Exercise prompt: Write out the listing below without alteration, omitting its pictures.

Dataset extract:
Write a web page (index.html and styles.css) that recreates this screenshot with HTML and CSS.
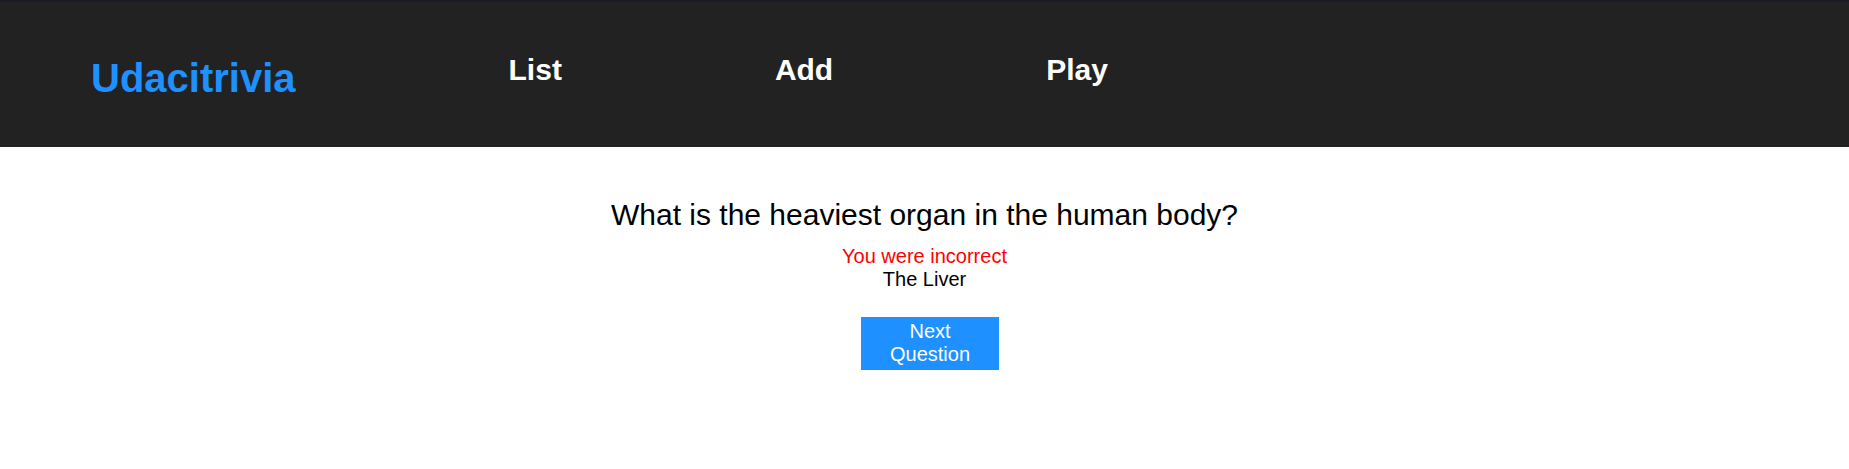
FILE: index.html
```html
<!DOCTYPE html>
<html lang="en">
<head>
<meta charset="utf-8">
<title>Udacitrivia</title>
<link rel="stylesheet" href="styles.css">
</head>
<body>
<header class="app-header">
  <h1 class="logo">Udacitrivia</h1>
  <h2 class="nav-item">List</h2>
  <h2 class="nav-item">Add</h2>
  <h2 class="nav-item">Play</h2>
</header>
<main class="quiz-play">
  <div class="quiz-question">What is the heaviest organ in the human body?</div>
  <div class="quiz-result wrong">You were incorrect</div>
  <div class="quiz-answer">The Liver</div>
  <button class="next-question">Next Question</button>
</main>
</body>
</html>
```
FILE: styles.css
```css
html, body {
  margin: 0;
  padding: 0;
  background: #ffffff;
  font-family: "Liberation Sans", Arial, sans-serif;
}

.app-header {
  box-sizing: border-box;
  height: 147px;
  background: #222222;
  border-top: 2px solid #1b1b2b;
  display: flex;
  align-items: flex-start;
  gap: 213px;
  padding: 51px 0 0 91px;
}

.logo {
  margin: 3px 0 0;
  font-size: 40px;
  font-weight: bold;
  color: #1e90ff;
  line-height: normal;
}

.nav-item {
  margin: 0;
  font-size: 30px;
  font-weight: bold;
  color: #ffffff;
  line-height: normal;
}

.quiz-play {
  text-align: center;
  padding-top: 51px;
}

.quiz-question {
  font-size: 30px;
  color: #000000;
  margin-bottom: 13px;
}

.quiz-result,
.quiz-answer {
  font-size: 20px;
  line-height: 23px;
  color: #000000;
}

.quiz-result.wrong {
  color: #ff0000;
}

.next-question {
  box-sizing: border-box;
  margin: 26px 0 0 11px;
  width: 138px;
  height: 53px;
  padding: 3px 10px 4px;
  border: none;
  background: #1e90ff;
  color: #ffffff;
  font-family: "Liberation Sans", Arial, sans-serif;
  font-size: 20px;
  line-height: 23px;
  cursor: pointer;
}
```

Expected output:
Write a web page (index.html and styles.css) that recreates this screenshot with HTML and CSS.
FILE: index.html
```html
<!DOCTYPE html>
<html lang="en">
<head>
<meta charset="utf-8">
<title>Udacitrivia</title>
<link rel="stylesheet" href="styles.css">
</head>
<body>
<header class="app-header">
  <h1 class="logo">Udacitrivia</h1>
  <h2 class="nav-item">List</h2>
  <h2 class="nav-item">Add</h2>
  <h2 class="nav-item">Play</h2>
</header>
<main class="quiz-play">
  <div class="quiz-question">What is the heaviest organ in the human body?</div>
  <div class="quiz-result wrong">You were incorrect</div>
  <div class="quiz-answer">The Liver</div>
  <button class="next-question">Next Question</button>
</main>
</body>
</html>
```
FILE: styles.css
```css
html, body {
  margin: 0;
  padding: 0;
  background: #ffffff;
  font-family: "Liberation Sans", Arial, sans-serif;
}

.app-header {
  box-sizing: border-box;
  height: 147px;
  background: #222222;
  border-top: 2px solid #1b1b2b;
  display: flex;
  align-items: flex-start;
  gap: 213px;
  padding: 51px 0 0 91px;
}

.logo {
  margin: 3px 0 0;
  font-size: 40px;
  font-weight: bold;
  color: #1e90ff;
  line-height: normal;
}

.nav-item {
  margin: 0;
  font-size: 30px;
  font-weight: bold;
  color: #ffffff;
  line-height: normal;
}

.quiz-play {
  text-align: center;
  padding-top: 51px;
}

.quiz-question {
  font-size: 30px;
  color: #000000;
  margin-bottom: 13px;
}

.quiz-result,
.quiz-answer {
  font-size: 20px;
  line-height: 23px;
  color: #000000;
}

.quiz-result.wrong {
  color: #ff0000;
}

.next-question {
  box-sizing: border-box;
  margin: 26px 0 0 11px;
  width: 138px;
  height: 53px;
  padding: 3px 10px 4px;
  border: none;
  background: #1e90ff;
  color: #ffffff;
  font-family: "Liberation Sans", Arial, sans-serif;
  font-size: 20px;
  line-height: 23px;
  cursor: pointer;
}
```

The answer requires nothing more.